2. Kulaklıkları çok tıkmayalım kulaklarımıza. Müziksiz koşamam asşında hiç bir şey yapamam. Hele koşarken ayrı zevk müzik. Ama trafik, olası saldırganlar ve saire gibi etkenlere karşı önceden alert olabilmek için algıyı biraz açalım. Biliyorum çok sıkıcı ben de sevmiyorum ama güvende olmak daha önemli değil mi?

3. Cep telefonu... benimki kocaman bir tepsi gibi mübarek bazen almıyorum arabada bırakıyorum. Ama bu yanlış. Sakatlık olur bir şey olur gerek olur. hele de trail koşularda multaka bir cep telefonu şart. Ha çok kocaman ise telefon mesela benim ikinci bir telefonum var kontörlü hat minik ve eski bir şey her yere tıkılabiliyor taytın içine bile. en fazla 150 lira verip böyle dandik bir telefonu yanımıza alabiliriz değil mi?

4. telefonlar için güvenlikli appler olduğunu duydum bir yerlerde. Ama kullanmadım bilmiyorum. App platformunuza bir göz atabilirsiniz.

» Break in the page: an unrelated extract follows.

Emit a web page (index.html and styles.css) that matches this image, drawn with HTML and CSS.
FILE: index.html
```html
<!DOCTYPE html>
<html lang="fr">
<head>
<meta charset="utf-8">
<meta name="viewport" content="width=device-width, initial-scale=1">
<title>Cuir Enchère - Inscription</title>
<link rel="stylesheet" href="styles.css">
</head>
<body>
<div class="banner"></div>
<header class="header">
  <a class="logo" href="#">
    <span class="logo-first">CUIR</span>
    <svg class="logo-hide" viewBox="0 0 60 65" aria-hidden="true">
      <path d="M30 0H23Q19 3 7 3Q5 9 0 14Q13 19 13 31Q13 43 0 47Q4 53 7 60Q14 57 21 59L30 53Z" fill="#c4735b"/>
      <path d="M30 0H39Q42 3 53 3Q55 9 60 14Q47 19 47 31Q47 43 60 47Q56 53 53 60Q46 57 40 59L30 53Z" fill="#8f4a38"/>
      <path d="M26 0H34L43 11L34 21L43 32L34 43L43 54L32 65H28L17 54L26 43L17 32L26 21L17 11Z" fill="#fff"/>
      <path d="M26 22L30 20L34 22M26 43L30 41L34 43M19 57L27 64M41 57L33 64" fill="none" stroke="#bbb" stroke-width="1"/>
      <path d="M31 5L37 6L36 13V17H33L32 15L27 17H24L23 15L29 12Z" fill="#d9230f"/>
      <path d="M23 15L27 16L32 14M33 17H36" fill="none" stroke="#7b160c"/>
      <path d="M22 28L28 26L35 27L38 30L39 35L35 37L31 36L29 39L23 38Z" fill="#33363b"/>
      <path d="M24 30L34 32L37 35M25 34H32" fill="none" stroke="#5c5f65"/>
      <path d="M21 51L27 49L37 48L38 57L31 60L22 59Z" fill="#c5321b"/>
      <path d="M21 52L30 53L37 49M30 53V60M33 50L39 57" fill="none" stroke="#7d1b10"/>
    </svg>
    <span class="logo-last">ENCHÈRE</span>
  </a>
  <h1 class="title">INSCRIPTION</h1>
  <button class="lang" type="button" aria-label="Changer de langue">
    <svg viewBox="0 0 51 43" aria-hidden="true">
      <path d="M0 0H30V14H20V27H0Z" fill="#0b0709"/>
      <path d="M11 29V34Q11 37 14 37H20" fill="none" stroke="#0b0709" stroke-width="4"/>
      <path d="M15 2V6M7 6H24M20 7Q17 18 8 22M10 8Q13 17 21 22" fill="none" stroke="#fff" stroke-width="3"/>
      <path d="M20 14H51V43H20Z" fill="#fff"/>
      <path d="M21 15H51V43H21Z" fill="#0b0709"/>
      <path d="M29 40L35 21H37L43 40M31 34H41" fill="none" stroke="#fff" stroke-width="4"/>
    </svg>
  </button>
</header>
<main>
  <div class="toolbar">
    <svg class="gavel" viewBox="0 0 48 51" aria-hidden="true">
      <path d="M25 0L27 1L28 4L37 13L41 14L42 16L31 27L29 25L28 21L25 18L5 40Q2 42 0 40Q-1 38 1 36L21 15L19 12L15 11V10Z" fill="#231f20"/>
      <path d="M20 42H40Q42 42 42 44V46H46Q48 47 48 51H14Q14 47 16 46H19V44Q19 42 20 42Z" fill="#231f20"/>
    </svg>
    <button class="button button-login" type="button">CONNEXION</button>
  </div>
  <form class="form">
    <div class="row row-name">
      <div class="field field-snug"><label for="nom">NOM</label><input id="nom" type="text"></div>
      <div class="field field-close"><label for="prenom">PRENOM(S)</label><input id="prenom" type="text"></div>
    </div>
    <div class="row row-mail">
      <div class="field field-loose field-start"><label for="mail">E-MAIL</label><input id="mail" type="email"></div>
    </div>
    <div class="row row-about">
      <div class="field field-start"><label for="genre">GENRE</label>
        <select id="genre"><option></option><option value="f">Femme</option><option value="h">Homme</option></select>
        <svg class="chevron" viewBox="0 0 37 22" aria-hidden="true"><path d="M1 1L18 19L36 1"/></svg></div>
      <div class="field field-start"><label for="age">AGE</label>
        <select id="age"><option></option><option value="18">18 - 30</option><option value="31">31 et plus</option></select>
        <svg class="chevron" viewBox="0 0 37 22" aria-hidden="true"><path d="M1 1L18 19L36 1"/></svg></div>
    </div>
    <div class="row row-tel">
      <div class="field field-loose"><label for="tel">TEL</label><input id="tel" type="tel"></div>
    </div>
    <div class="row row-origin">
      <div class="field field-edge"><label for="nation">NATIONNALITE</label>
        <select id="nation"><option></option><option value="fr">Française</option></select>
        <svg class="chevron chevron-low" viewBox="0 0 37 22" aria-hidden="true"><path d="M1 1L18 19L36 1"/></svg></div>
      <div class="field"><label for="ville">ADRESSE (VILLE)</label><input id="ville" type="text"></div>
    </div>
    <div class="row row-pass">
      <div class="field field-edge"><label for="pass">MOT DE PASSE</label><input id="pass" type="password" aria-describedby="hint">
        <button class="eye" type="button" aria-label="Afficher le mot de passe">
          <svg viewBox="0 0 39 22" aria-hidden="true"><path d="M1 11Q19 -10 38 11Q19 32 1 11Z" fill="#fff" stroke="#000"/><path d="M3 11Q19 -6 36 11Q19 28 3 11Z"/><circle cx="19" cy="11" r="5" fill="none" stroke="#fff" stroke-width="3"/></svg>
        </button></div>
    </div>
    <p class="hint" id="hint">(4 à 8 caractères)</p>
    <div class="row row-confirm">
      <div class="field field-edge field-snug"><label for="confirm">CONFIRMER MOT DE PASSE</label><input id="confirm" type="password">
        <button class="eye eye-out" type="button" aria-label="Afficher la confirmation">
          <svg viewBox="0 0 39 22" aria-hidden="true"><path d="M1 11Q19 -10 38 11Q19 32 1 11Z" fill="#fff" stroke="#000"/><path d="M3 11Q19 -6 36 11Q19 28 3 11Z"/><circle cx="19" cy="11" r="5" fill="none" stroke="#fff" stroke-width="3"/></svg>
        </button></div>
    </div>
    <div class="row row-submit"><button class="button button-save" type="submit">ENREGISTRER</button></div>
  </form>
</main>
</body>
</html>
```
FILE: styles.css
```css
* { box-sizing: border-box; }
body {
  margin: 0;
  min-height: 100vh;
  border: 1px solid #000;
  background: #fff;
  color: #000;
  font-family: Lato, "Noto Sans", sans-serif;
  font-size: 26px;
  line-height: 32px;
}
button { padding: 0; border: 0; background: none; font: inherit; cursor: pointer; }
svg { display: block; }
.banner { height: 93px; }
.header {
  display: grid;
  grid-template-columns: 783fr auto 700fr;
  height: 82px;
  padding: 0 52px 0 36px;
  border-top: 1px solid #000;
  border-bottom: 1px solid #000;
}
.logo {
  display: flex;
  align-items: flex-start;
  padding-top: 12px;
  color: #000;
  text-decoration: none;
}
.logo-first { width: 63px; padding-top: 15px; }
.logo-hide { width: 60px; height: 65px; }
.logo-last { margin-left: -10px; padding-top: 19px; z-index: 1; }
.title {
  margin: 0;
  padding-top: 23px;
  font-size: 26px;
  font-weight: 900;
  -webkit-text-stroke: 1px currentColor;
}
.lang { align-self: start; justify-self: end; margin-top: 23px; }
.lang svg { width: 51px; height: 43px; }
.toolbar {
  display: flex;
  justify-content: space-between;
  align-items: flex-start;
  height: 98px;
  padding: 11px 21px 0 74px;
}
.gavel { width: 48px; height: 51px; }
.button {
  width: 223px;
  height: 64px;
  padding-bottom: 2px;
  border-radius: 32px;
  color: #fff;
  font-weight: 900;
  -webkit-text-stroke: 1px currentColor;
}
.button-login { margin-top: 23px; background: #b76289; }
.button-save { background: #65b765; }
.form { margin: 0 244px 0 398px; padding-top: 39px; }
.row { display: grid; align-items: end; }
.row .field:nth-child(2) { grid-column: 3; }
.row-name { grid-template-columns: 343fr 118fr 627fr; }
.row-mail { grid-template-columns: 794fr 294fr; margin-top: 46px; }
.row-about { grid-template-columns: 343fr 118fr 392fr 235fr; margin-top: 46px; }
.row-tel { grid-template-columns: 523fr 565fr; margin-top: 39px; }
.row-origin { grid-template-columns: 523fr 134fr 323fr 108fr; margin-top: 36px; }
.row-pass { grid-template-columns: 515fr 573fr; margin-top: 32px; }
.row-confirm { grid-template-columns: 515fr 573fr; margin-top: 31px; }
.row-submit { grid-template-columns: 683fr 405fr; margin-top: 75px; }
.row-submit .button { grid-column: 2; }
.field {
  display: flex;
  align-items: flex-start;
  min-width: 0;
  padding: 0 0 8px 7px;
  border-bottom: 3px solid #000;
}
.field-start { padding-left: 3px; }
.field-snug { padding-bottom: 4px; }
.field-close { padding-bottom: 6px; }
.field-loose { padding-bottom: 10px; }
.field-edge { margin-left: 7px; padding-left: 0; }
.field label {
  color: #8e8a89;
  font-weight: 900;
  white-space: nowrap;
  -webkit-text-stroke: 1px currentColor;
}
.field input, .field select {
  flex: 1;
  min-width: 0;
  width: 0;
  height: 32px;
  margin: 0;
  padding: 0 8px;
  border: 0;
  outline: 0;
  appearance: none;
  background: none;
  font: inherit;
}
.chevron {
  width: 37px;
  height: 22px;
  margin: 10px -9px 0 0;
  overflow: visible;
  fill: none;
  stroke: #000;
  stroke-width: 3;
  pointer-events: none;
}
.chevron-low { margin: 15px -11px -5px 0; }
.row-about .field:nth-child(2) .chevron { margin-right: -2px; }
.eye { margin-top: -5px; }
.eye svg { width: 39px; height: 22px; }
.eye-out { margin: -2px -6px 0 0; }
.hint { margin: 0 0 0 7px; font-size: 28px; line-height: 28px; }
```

5. Yanında kimlik kartı (TC kimlik numarası içeren) ve sigorta kartı mesela gibi bir şeyler her zaman olsun. Belki biraz da nakit para. Olmaz olmaz deme tinerci falan çıkarsa verirsin 50 liralık banknotu, dandik telefonu basar gidersin. Ya da bayıldın düştün bir şey oldu kolaylık en azından.

6. Olabildiğince renkli kıyafetler giy. Siyahlar kamuflajlar olmasın fark edilebil!

7. Bilmediğin yola sapma. Başına ne geleceği belli olmaz. Türkiye'desin hatta beteri İstanbul'dasın.

8. Hava koşullarına dikkat et. Orman yolu buzlu olur, çok rüzgar vardır ağaç devrilmiştir bunları takip etmeye çalış. Olmadı ara orman müdürlüğünü sor mesela...

9. en iyisi yanında hep bir arkadaşın olsun en azından, tek başına olmamaya çalış. Ama o da olmuyor ki insan bazen hakikaten beynini detoksifiye etmek istiyor. Pooffff

Benim aklıma daha başka bir şey gelmiyor. Senin geliyorsa bana ilet, yazıya ekleyelim.